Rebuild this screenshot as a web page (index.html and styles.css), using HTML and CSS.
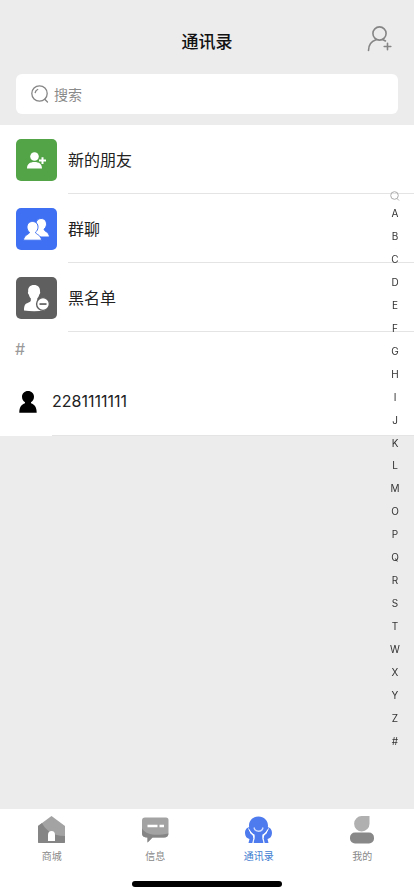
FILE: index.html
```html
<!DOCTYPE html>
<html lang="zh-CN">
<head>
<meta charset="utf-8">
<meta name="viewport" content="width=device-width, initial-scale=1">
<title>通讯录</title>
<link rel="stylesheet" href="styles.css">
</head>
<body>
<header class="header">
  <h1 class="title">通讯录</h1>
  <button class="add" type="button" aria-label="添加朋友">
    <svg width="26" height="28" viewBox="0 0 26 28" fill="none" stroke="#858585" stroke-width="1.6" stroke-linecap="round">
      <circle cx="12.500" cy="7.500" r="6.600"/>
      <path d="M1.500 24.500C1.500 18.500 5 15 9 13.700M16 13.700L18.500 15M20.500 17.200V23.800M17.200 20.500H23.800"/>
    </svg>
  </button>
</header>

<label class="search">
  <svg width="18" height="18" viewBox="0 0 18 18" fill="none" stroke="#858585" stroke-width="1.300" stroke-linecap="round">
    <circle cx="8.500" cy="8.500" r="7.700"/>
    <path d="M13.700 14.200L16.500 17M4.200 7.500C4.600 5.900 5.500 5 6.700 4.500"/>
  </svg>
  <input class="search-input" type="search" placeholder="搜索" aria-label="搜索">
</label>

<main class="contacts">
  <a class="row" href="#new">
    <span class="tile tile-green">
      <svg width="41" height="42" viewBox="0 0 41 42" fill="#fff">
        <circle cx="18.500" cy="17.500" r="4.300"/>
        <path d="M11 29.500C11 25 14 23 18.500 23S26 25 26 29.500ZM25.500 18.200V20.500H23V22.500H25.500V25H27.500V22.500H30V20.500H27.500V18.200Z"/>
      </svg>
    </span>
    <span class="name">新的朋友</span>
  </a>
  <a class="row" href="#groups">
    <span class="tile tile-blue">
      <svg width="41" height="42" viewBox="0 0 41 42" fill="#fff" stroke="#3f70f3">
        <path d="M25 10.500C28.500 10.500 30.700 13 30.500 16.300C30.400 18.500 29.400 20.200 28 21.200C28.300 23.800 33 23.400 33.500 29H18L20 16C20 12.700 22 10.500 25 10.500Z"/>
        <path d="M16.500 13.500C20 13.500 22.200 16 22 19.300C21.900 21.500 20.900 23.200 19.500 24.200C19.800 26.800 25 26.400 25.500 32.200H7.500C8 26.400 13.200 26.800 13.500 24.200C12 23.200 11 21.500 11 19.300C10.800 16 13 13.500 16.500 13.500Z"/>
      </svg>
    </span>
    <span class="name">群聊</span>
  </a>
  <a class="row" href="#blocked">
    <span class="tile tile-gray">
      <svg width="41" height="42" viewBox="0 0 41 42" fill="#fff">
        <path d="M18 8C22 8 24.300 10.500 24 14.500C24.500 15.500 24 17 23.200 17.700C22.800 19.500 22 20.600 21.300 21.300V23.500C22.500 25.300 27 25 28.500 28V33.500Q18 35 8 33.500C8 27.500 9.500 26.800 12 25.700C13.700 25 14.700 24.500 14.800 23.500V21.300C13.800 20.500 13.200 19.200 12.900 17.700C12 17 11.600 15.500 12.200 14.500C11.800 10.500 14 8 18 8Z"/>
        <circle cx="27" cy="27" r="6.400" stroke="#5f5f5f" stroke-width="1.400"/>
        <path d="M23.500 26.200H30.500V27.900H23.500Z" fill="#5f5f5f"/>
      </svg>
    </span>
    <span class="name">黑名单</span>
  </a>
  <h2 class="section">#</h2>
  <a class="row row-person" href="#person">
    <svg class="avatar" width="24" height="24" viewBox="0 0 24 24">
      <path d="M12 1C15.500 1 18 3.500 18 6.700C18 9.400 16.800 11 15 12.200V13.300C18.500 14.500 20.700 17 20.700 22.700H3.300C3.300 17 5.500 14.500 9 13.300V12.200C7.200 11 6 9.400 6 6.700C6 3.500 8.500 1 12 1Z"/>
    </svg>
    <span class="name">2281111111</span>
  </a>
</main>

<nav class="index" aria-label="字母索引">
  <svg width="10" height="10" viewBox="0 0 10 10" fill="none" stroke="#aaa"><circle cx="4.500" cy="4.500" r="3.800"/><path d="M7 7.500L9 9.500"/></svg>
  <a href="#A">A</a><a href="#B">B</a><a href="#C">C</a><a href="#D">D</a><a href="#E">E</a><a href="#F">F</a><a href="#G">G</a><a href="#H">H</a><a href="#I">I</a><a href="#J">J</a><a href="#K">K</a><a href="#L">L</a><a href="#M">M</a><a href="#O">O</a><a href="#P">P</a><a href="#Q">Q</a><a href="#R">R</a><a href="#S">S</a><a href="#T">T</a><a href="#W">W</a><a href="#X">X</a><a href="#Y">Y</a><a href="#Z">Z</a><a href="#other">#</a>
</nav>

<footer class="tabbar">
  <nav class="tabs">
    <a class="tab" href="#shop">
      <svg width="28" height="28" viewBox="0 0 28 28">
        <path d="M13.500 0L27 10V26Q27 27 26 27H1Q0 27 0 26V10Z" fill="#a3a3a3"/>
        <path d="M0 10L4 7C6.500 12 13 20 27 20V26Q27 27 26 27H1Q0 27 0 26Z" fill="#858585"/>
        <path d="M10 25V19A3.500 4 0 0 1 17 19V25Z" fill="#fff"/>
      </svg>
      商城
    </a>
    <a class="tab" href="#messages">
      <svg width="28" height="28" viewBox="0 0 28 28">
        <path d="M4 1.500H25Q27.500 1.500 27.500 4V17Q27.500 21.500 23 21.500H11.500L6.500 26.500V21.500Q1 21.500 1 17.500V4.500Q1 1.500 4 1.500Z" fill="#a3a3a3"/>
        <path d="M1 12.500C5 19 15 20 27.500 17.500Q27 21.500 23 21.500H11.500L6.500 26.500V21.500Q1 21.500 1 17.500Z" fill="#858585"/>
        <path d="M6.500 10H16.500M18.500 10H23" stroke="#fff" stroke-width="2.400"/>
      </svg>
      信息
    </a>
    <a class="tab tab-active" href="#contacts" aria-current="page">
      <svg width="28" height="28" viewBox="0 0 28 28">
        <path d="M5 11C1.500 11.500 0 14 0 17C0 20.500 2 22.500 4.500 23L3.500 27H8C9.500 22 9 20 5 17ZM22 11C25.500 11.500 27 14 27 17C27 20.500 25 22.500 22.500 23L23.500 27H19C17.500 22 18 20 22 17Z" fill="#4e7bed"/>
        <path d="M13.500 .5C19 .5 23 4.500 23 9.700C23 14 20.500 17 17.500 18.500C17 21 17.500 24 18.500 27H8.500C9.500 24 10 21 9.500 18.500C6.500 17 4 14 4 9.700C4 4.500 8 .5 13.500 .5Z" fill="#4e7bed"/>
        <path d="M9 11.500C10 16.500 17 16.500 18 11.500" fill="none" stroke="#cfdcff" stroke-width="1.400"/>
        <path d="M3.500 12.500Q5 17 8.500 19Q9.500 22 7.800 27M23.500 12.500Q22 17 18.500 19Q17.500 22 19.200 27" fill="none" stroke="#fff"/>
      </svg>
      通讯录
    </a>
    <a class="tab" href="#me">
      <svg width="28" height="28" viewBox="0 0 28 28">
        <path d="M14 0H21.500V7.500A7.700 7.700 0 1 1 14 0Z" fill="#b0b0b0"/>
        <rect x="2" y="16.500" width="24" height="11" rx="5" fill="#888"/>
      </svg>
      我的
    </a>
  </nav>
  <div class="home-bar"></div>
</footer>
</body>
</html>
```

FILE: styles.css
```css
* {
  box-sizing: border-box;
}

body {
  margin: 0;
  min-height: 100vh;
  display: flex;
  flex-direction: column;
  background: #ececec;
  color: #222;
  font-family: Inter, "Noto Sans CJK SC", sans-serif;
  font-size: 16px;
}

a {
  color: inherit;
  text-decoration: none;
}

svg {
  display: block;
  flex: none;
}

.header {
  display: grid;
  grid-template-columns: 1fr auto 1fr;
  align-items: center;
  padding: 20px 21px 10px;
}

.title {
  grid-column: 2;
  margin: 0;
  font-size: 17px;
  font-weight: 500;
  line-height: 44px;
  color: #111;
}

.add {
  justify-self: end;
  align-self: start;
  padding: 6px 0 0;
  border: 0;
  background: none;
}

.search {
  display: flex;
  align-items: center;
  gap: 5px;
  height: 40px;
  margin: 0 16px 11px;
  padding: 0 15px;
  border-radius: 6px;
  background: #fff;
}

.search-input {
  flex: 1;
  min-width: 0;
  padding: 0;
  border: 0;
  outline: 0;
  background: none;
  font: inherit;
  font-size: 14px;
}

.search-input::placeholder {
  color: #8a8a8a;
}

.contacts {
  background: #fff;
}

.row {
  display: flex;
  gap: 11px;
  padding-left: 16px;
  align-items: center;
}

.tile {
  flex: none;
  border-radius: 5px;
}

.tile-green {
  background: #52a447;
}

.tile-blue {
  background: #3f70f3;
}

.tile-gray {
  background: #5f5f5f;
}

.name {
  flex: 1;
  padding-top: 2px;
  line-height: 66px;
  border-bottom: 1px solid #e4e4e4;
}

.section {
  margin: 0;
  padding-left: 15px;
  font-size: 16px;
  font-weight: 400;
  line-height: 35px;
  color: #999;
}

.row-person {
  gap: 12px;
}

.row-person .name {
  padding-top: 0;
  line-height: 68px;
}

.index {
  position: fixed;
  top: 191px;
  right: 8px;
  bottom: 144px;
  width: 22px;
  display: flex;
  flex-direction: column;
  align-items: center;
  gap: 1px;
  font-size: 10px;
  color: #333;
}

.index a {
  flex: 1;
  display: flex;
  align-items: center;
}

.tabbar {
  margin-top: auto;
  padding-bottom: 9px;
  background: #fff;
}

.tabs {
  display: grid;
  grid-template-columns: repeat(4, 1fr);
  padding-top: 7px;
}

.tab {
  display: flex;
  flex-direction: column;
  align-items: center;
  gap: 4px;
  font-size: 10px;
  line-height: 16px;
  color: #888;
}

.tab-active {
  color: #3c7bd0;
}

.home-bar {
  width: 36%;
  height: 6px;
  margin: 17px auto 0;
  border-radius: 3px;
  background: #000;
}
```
^^^^^^^^^^^^^^^^
Task objective
Extract lines where the string "index" occurs.

Answer to this task
Rebuild this screenshot as a web page (index.html and styles.css), using HTML and CSS.
FILE: index.html
<nav class="index" aria-label="字母索引">
.index {
.index a {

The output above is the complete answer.